『極上の舞台』
2年生の選手権前、僕は完全に自信を無くしていた。
どんどん成長して試合に出る同期や自分よりも落ち着いてプレーできる先輩をみて、「俺が試合に出なくてもいいんじゃないか。」と本気で思ってた。
スタメンで出させて貰っても足を引っ張る。
迷惑をかける、だから自分は出ずにもっと上手い皆が出れば良い。
今思えば努力不足の自分を勝手に自己嫌悪して現状から目を背けていただけだ。
考えが変わったのは選手権の日。
ベンチにも入れず外から先輩や同期が全力でプレーしてるのを応援してた時。本当に応援しながら泣きそうになるぐらい悔しかった。てか泣いてた。
そうして3年生が引退して自分達の代が来た時に、もう後悔はしたく無い、78期のメンバーと肩を並べてピッチで活躍できるようになりたいと心の底からそう思った。
月日は流れて、IHが終わって、選手権まで残るかどうかの決断を迫られた時、決断の決め手になったのは「最後にサッカーと本気で向き合いたい」という思いだった。結局IHも体調不良で出れなかった自分にとってこの選手権がサッカーに向き合える最後のチャンス。ここで出しつくすとその時決めた。
そしてこの夏、僕は本当に残って良かったと思っている。新しく入って来た1年生と出会えた事、2年生ともより仲を深められたこと。
そして何より、最高な78期のメンバーと最後までサッカーを出来ることが本当に嬉しかった。そしてその嬉しさは、自分が本気でサッカーに向き合えてるという証でもあった。
外から眺めてるのは嫌だ。スタメンで出たい。勝ちたい。と、ここまで強く思えたのはサッカーをやって来た10年間で初めてだった。
そうやってどんどん熱が高まっていって、毎日夜遅くまで1人でボール蹴ったり、筋トレしたり、相手の研究をしたりもした。
恵まれた環境で打ち込めるものができて、好きなものに必死になれている自分を客観視した時、本当になんて幸せなんだろうと思えた。
この今の畷高サッカー部の環境を作って下さったのは、指導してくださった先生方、支えてくださるOBOGの方々、そして今まで一緒にプレーしてきた先輩、後輩、78期。

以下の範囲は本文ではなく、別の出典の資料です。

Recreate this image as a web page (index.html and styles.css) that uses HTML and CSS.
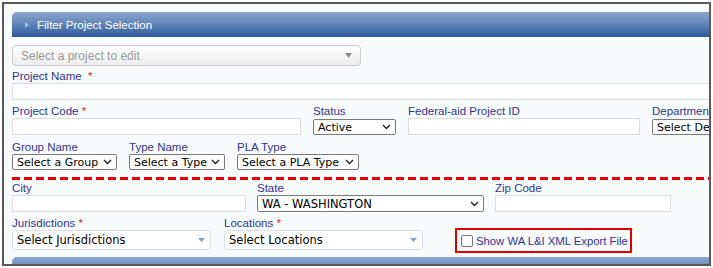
FILE: index.html
```html
<!DOCTYPE html>
<html lang="en">
<head>
    <meta charset="UTF-8">
    <title>Project Setup</title>
    <link rel="stylesheet" href="styles.css">
</head>
<body>
<div class="frame">
    <div class="panel-head"><span class="caret"></span>Filter Project Selection</div>

    <div class="picker">
        <span>Select a project to edit</span>
        <svg width="7" height="5" viewBox="0 0 7 5"><path d="M0 0h7L3.5 5z" fill="#8a8a8a"/></svg>
    </div>

    <div class="field">
        <label>Project Name &nbsp;<b>*</b></label>
        <div class="input wide"></div>
    </div>

    <div class="row r2">
        <div class="field"><label>Project Code <b>*</b></label><div class="input w-code"></div></div>
        <div class="field"><label>Status</label>
            <div class="select w-status"><span>Active</span><svg width="9" height="6" viewBox="0 0 9 6"><path d="M1 1l3.5 3.5L8 1" stroke="#222" stroke-width="1.4" fill="none"/></svg></div>
        </div>
        <div class="field"><label>Federal-aid Project ID</label><div class="input w-fed"></div></div>
        <div class="field"><label>Department</label>
            <div class="select w-dept"><span>Select Department</span></div>
        </div>
    </div>

    <div class="row r3">
        <div class="field"><label>Group Name</label>
            <div class="select w-group"><span>Select a Group</span><svg width="9" height="6" viewBox="0 0 9 6"><path d="M1 1l3.5 3.5L8 1" stroke="#222" stroke-width="1.4" fill="none"/></svg></div>
        </div>
        <div class="field"><label>Type Name</label>
            <div class="select w-type"><span>Select a Type</span><svg width="9" height="6" viewBox="0 0 9 6"><path d="M1 1l3.5 3.5L8 1" stroke="#222" stroke-width="1.4" fill="none"/></svg></div>
        </div>
        <div class="field"><label>PLA Type</label>
            <div class="select w-pla"><span>Select a PLA Type</span><svg width="9" height="6" viewBox="0 0 9 6"><path d="M1 1l3.5 3.5L8 1" stroke="#222" stroke-width="1.4" fill="none"/></svg></div>
        </div>
    </div>

    <div class="dashes"></div>

    <div class="row r4">
        <div class="field"><label>City</label><div class="input w-city"></div></div>
        <div class="field"><label>State</label>
            <div class="select w-state"><span>WA - WASHINGTON</span><svg width="9" height="6" viewBox="0 0 9 6"><path d="M1 1l3.5 3.5L8 1" stroke="#222" stroke-width="1.4" fill="none"/></svg></div>
        </div>
        <div class="field"><label>Zip Code</label><div class="input w-zip"></div></div>
    </div>

    <div class="row r5">
        <div class="field"><label>Jurisdictions <b>*</b></label>
            <div class="chosen"><span>Select Jurisdictions</span><svg width="7" height="4" viewBox="0 0 7 4"><path d="M0 0h7L3.5 4z" fill="#7f9fc6"/></svg></div>
        </div>
        <div class="field"><label>Locations <b>*</b></label>
            <div class="chosen"><span>Select Locations</span><svg width="7" height="4" viewBox="0 0 7 4"><path d="M0 0h7L3.5 4z" fill="#7f9fc6"/></svg></div>
        </div>
        <div class="export-box">
            <span class="check"></span>Show WA L&amp;I XML Export File
        </div>
    </div>

    <div class="panel-head"><span class="caret"></span>HUD Section</div>
</div>
</body>
</html>
```

FILE: styles.css
```css
/* page frame */
body {
    margin: 0;
    background: #FFFFFF;
    font-family: 'Liberation Sans', Arial, sans-serif;
}

.frame {
    box-sizing: border-box;
    margin: 2px;
    width: 709px;
    height: 264px;
    border: 2px solid #5a5a5a;
    padding: 8px 0 0 8px;
    background: #F8FBFB;
    overflow: hidden;
}

.panel-head {
    display: flex;
    align-items: center;
    height: 25px;
    padding-left: 13px;
    border-radius: 5px 0 0 0;
    background: linear-gradient(#8CA7CF, #5B7FB5 55%, #2E5A98);
    color: #FFFFFF;
    font-size: 11.5px;
    white-space: nowrap;
}

.caret {
    width: 0;
    height: 0;
    margin-right: 8px;
    border-top: 3px solid transparent;
    border-bottom: 3px solid transparent;
    border-left: 4px solid #A9BEDD;
}

.picker {
    box-sizing: border-box;
    display: flex;
    justify-content: space-between;
    align-items: center;
    width: 349px;
    height: 21px;
    margin-top: 8px;
    padding: 0 8px 0 8px;
    border: 1px solid #CCCCCC;
    border-radius: 4px;
    background: linear-gradient(#FFFFFF, #EDEDED);
    color: #9A9A9A;
    font-size: 12px;
}

.field {
    display: flex;
    flex-direction: column;
    flex-shrink: 0;
    margin-top: 3px;
}

.row .field {
    margin-top: 0;
}

label {
    height: 14px;
    line-height: 14px;
    font-size: 11.5px;
    color: #313393;
    white-space: nowrap;
}

label b {
    font-weight: normal;
    color: #E02424;
}

.input {
    box-sizing: border-box;
    height: 17px;
    border: 1px solid #DCDCDC;
    background: #FFFFFF;
}

.input.wide {
    width: 720px;
}

.row {
    display: flex;
    gap: 12px;
}

.r2 { margin-top: 4px; }
.r3 { margin-top: 5px; }
.r4 { margin-top: 1px; gap: 11px; }
.r5 { margin-top: 4px; gap: 13px; }

.select {
    box-sizing: border-box;
    display: flex;
    justify-content: space-between;
    align-items: center;
    height: 16px;
    padding: 0 4px 0 4px;
    border: 1px solid #7A7A7A;
    border-radius: 2px;
    background: #FFFFFF;
    font-family: 'DejaVu Sans', Verdana, sans-serif;
    font-size: 11px;
    color: #000000;
    white-space: nowrap;
    overflow: hidden;
}

.select svg {
    flex-shrink: 0;
}

.w-code { width: 289px; }
.w-status { width: 83px; margin-top: 1px; }
.w-fed { width: 232px; }
.w-dept { width: 120px; margin-top: 1px; }
.w-group { width: 105px; }
.w-type { width: 96px; }
.w-pla { width: 122px; }
.w-city { width: 234px; }
.w-state { width: 227px; height: 17px; font-size: 11.5px; }
.w-zip { width: 176px; }

.dashes {
    height: 3px;
    margin-top: 7px;
    background: repeating-linear-gradient(90deg, #E40000 0 8px, transparent 8px 12px);
}

.chosen {
    box-sizing: border-box;
    display: flex;
    justify-content: space-between;
    align-items: center;
    width: 199px;
    height: 20px;
    padding: 0 5px 0 4px;
    border: 1px solid #D6DFEA;
    border-radius: 4px;
    background: #FFFFFF;
    font-family: 'DejaVu Sans', Verdana, sans-serif;
    font-size: 11.5px;
    color: #000000;
}

.export-box {
    box-sizing: border-box;
    display: flex;
    align-items: center;
    flex-shrink: 0;
    width: 177px;
    height: 25px;
    margin: 12px 0 0 19px;
    padding-left: 4px;
    border: 2px solid #E00000;
    font-size: 11.3px;
    color: #313393;
    white-space: nowrap;
}

.check {
    box-sizing: border-box;
    flex-shrink: 0;
    width: 12px;
    height: 12px;
    margin-right: 3px;
    border: 1px solid #777777;
    border-radius: 2px;
    background: #FFFFFF;
}

.frame > .panel-head:last-child {
    margin-top: 4px;
}
```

たくさんの人のおかげで今僕は最高に楽しい。本当に有難いし、感謝しかない。
最近は四六時中、選手権のことばかり考えている。勉強中も寝る時も。
「また緊張してるやん」なんて皆に揶揄われるかもしれない。でも今回は違う。もちろん緊張もするけどそれ以上に夢に見た舞台が目の前に来てる事にワクワクしてる。多くの人に応援され、大勢の前でプレーできる機会なんて先の人生でもう無いだろう。だから僕はこの最高の舞台を味わい尽くす。
そして、今までこのチームの全員で積み上げて来たものをここで証明するために、最高のチームで最高の仲間と、少しでも長く闘うために、僕は最後まで走り抜ける。